Without the pictures, extract every line from the start of the material to the line containing "Plus, Search, X", both ends included.
%%
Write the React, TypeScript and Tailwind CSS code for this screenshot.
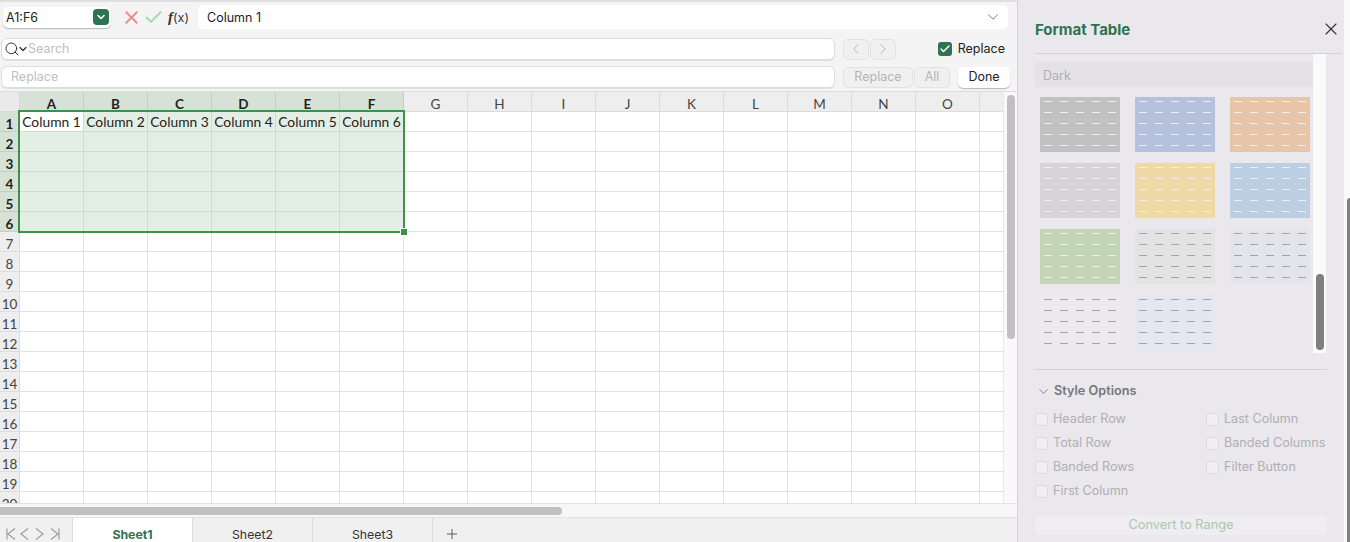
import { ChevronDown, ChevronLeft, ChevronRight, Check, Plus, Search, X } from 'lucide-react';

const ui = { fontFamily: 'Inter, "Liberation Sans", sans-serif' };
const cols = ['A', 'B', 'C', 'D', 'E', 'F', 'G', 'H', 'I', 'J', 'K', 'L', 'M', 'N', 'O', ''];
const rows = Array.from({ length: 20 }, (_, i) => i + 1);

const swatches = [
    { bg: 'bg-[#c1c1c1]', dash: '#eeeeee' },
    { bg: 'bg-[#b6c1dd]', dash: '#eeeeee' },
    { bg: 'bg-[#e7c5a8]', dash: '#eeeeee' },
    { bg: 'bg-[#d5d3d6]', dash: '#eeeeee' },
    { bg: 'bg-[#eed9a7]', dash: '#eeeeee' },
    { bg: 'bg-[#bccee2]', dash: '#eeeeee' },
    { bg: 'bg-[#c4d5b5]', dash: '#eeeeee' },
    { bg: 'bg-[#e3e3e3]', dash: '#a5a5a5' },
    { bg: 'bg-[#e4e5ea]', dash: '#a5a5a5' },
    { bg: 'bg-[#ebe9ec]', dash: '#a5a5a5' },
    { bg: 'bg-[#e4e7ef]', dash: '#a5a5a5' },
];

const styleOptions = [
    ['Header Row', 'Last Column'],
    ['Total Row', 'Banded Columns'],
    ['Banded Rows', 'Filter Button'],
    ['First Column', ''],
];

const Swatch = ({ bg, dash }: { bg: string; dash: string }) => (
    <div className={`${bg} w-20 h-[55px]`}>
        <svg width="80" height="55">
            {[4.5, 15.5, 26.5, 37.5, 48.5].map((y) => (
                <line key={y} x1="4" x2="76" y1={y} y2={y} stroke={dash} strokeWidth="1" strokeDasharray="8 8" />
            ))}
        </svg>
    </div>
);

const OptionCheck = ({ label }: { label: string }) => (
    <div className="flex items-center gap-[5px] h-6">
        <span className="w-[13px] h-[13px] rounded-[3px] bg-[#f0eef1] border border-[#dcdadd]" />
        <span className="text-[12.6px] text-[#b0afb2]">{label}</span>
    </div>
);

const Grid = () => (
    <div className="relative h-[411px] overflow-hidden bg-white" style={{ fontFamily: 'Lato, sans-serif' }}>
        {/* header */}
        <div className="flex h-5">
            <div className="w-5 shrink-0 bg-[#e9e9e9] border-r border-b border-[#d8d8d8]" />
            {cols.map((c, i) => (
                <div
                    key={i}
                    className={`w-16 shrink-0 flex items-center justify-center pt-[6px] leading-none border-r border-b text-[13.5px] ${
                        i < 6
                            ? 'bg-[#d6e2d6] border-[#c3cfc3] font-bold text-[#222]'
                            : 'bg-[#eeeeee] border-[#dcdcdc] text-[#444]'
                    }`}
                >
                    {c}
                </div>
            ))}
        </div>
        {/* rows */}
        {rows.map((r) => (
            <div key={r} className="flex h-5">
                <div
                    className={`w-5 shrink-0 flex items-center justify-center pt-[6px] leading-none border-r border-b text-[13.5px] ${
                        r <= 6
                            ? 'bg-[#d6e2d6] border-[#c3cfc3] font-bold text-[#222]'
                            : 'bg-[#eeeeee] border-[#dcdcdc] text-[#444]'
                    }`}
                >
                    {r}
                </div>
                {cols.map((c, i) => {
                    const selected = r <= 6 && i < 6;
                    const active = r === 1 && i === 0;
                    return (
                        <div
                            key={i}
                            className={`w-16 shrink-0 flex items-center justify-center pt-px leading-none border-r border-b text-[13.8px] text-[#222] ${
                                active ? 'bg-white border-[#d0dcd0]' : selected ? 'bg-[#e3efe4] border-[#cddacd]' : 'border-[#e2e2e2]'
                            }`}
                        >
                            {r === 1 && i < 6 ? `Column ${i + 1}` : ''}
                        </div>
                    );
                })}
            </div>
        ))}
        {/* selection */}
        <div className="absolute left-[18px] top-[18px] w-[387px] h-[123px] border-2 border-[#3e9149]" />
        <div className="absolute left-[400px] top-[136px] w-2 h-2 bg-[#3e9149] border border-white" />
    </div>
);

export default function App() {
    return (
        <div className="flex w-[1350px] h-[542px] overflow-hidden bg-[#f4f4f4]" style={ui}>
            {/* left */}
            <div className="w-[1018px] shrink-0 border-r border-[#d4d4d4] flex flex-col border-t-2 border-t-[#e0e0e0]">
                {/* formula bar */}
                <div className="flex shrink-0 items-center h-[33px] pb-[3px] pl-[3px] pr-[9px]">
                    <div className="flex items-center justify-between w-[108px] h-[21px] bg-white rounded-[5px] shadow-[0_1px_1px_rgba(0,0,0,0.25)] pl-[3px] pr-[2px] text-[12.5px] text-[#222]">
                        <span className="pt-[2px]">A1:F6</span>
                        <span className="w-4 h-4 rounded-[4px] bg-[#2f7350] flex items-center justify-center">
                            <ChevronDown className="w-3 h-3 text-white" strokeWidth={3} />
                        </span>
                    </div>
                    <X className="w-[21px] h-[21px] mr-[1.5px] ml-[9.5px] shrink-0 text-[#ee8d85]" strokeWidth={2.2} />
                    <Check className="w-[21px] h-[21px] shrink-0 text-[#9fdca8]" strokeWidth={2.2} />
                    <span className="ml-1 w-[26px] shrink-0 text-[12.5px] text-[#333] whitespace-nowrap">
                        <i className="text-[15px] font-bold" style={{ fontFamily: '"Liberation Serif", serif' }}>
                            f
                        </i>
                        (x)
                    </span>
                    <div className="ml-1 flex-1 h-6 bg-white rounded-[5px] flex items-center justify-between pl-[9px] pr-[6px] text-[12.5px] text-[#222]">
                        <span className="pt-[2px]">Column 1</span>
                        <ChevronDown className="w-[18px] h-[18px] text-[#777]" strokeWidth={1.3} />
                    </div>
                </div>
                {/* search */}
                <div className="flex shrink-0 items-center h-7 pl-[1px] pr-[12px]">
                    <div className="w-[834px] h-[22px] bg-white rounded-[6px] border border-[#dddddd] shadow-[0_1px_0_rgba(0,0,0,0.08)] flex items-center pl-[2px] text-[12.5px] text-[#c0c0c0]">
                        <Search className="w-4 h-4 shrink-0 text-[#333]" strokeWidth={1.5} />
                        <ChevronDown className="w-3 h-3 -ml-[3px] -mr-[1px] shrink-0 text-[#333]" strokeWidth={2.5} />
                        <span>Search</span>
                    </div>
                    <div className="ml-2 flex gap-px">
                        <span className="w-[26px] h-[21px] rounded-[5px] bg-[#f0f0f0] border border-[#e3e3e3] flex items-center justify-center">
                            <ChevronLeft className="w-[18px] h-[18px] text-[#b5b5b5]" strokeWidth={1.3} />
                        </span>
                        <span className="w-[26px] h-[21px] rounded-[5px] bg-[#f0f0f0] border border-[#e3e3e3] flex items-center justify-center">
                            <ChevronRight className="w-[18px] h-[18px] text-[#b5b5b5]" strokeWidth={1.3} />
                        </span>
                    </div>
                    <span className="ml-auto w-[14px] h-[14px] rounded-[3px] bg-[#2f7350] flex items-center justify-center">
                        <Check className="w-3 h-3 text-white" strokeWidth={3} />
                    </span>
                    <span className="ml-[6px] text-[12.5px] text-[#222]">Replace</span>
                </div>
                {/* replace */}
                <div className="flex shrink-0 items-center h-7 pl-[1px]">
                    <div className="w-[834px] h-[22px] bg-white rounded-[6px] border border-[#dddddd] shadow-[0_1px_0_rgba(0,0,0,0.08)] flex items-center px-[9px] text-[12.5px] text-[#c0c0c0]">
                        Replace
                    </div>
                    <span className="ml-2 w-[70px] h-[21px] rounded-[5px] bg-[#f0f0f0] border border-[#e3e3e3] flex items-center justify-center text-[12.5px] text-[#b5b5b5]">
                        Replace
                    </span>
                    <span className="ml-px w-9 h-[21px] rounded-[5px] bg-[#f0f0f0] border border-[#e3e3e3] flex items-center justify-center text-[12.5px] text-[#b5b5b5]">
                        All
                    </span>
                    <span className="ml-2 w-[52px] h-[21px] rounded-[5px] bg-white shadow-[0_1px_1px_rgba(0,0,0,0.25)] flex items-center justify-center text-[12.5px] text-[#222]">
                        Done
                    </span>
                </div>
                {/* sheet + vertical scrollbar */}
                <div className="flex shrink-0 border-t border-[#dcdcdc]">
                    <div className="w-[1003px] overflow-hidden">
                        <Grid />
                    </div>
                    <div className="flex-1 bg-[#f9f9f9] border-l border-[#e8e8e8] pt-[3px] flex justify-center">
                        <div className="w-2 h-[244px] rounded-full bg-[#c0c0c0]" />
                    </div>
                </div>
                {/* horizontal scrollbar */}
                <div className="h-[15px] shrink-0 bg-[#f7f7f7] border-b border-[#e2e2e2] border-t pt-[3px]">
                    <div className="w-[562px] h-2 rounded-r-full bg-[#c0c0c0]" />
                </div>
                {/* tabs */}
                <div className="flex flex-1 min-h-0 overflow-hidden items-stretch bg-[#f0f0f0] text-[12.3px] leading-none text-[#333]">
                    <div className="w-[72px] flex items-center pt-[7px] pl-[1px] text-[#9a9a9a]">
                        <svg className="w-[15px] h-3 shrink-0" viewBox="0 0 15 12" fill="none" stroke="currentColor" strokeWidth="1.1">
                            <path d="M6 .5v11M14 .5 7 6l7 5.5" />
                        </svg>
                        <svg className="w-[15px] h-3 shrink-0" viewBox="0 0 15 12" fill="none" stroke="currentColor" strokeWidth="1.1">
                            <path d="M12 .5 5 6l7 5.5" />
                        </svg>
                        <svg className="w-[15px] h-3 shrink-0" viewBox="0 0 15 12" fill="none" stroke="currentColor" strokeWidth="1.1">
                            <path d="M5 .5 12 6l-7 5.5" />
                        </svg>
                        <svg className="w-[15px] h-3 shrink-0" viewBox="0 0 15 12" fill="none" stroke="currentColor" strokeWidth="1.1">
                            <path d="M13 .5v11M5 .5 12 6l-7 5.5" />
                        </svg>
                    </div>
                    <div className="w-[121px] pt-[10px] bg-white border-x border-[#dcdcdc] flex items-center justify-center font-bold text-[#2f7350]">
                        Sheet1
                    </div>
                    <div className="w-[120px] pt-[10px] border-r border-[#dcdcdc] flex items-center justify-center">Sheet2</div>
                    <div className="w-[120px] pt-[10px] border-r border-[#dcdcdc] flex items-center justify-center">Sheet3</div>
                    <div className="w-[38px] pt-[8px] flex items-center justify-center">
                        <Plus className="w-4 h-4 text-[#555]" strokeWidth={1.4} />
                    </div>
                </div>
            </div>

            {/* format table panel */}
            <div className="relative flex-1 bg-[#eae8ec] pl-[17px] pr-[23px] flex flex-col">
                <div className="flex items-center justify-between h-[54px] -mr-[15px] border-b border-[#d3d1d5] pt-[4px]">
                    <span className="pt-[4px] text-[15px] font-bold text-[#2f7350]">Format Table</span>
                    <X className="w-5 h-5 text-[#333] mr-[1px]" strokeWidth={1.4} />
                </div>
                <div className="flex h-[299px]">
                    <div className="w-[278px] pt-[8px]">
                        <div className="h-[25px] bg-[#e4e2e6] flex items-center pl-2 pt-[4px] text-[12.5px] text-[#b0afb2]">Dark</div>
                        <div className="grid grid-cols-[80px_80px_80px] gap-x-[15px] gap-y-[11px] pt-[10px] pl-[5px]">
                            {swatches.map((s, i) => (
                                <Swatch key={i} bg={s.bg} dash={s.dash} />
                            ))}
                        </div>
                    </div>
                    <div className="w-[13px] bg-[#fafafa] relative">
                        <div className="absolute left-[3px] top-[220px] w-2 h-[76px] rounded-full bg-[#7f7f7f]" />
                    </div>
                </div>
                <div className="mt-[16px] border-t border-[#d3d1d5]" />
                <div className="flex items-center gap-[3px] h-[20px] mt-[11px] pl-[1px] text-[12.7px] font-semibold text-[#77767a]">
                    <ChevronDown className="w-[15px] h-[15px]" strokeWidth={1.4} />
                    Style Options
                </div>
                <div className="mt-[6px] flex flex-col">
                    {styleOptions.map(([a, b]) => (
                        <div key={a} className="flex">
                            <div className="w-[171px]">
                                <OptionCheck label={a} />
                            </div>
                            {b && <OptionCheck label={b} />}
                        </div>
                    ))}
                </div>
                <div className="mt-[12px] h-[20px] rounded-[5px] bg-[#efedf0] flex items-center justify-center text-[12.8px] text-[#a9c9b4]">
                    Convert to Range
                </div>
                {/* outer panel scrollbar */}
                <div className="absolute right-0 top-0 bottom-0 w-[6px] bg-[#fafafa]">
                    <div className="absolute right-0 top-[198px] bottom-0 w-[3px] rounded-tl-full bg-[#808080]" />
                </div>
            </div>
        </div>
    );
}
%%
## RESULT
Write the React, TypeScript and Tailwind CSS code for this screenshot.
import { ChevronDown, ChevronLeft, ChevronRight, Check, Plus, Search, X } from 'lucide-react';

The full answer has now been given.